> **WHAT IS REQUIRED**
Scan the data that follows and count the lines with the string "this"; answer with the count alone.

> **STORED RECORDS**
○ ○ ○ ○ ○ ○ ○
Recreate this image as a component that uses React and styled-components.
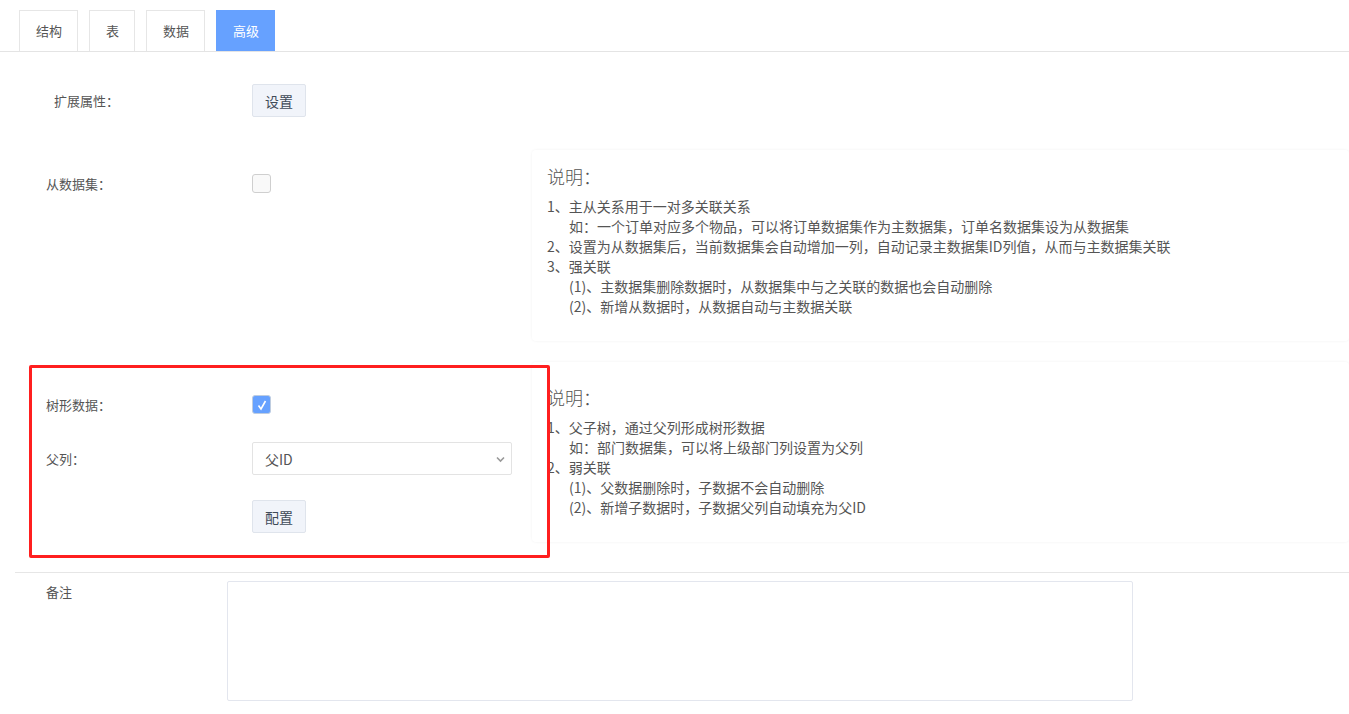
○ ○ ○ ○ ○ ○ ○
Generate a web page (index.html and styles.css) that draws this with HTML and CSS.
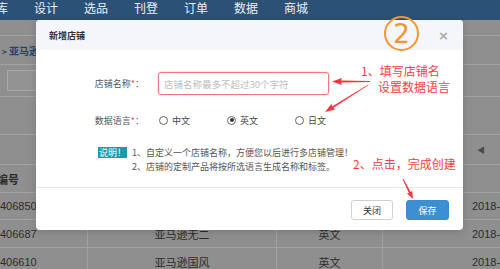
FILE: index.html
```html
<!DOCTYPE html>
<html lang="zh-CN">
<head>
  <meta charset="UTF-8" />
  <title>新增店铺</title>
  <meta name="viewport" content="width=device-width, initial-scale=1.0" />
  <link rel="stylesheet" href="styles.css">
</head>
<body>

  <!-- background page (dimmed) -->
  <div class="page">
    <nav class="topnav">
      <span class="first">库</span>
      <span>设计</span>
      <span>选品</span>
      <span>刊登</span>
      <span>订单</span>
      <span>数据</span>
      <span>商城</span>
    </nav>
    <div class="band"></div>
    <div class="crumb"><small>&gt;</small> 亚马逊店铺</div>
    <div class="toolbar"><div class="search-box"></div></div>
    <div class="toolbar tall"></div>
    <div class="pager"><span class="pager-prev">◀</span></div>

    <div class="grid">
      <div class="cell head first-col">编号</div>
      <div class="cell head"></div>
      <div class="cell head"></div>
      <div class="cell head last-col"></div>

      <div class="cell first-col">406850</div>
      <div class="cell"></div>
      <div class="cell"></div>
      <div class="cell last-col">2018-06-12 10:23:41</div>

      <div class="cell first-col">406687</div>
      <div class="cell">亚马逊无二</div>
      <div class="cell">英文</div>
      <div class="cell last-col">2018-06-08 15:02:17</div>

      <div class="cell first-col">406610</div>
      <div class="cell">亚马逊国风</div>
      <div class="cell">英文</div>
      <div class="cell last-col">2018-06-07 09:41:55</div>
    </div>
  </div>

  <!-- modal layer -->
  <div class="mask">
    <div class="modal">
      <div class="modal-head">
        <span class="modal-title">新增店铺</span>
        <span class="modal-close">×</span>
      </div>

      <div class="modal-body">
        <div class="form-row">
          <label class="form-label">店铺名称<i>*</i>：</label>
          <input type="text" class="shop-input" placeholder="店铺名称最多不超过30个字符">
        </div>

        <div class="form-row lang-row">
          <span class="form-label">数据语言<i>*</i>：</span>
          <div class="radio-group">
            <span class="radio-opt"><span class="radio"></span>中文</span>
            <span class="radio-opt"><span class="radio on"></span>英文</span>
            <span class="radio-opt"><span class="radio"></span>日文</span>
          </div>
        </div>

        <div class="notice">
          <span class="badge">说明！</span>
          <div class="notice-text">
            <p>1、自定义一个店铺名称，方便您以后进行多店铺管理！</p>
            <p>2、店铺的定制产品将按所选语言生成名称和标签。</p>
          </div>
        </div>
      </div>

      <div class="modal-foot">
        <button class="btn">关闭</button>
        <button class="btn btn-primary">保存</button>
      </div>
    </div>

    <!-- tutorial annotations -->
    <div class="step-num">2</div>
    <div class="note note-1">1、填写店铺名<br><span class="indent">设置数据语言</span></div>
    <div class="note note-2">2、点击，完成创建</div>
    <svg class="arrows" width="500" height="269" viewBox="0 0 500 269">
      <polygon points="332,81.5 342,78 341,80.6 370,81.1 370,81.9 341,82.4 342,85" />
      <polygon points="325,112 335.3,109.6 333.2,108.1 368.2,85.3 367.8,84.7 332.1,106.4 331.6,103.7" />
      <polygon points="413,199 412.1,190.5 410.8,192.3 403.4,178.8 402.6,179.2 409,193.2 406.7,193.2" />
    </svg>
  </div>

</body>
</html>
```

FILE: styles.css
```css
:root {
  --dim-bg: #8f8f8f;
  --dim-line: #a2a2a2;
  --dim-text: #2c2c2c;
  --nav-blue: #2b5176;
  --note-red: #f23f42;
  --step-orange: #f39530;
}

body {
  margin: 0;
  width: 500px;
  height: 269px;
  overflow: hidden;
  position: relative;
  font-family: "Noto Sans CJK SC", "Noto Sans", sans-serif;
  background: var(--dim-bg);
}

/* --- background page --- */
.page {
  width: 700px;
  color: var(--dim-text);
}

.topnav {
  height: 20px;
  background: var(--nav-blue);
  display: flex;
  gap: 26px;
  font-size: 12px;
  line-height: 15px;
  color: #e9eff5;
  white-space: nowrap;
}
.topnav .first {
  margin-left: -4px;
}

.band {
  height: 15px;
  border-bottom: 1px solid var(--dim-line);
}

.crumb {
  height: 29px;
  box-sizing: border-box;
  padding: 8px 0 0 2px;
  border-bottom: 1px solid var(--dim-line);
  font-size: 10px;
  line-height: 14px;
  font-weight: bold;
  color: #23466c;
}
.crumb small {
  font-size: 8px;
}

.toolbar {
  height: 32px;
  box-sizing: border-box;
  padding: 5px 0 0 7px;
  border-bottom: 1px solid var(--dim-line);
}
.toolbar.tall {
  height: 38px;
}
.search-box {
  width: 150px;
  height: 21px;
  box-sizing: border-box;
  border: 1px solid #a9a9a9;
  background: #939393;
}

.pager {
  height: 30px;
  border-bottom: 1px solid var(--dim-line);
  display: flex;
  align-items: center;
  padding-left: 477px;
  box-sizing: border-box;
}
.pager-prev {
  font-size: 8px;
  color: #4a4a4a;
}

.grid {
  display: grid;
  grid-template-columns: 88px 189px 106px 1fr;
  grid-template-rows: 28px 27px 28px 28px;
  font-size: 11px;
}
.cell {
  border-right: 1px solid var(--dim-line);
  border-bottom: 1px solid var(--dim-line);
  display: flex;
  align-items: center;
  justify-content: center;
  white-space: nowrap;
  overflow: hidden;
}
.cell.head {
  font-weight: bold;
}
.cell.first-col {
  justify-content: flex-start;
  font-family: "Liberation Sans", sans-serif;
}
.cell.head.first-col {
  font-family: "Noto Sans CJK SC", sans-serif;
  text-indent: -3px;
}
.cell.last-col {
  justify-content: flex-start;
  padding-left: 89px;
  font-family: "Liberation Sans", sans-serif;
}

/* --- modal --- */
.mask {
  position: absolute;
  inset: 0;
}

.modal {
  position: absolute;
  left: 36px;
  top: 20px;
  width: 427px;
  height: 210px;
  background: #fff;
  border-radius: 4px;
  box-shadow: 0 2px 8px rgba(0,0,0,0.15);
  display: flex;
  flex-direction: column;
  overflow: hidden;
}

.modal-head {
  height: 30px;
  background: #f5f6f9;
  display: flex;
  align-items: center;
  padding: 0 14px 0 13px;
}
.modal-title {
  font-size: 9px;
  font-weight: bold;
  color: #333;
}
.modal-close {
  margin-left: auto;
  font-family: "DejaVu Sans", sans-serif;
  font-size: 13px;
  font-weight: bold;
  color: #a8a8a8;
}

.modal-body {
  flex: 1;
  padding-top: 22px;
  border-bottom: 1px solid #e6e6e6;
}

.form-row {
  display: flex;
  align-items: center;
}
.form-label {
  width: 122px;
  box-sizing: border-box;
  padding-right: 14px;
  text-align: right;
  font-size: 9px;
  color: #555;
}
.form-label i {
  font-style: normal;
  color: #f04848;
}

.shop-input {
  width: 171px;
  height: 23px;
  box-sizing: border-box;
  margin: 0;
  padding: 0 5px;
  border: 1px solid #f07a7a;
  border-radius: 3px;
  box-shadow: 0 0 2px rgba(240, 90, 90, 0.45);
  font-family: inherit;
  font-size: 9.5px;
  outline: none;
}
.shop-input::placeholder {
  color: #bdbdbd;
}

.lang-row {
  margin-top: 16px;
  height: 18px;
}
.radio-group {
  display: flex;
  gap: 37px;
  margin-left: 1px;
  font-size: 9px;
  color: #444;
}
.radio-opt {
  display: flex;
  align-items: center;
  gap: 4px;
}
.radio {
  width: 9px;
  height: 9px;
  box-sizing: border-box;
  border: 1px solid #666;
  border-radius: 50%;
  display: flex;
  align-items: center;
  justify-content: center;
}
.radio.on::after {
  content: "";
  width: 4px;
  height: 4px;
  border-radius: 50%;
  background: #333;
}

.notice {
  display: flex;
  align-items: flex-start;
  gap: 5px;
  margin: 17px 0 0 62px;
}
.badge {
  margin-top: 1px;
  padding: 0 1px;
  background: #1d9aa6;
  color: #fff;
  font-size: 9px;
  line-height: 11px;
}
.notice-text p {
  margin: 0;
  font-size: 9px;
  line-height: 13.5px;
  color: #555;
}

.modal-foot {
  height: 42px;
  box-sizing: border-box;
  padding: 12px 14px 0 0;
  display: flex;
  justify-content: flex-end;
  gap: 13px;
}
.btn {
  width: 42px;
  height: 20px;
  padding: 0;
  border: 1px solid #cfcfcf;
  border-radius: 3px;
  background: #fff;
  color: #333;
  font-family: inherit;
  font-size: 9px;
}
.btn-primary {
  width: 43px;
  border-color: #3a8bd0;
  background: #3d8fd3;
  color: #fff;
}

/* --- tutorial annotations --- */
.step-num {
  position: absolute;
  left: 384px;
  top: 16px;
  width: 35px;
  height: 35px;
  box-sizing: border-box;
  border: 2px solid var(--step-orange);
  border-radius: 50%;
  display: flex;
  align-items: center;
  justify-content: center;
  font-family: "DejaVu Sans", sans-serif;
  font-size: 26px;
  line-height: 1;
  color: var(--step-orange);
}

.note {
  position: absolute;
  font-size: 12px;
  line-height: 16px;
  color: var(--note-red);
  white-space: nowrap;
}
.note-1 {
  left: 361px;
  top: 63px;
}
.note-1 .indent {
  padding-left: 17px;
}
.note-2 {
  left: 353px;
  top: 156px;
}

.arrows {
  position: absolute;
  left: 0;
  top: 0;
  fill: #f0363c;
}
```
○ ○ ○ ○ ○ ○ ○
> **ANSWER FOR THE TASK**
2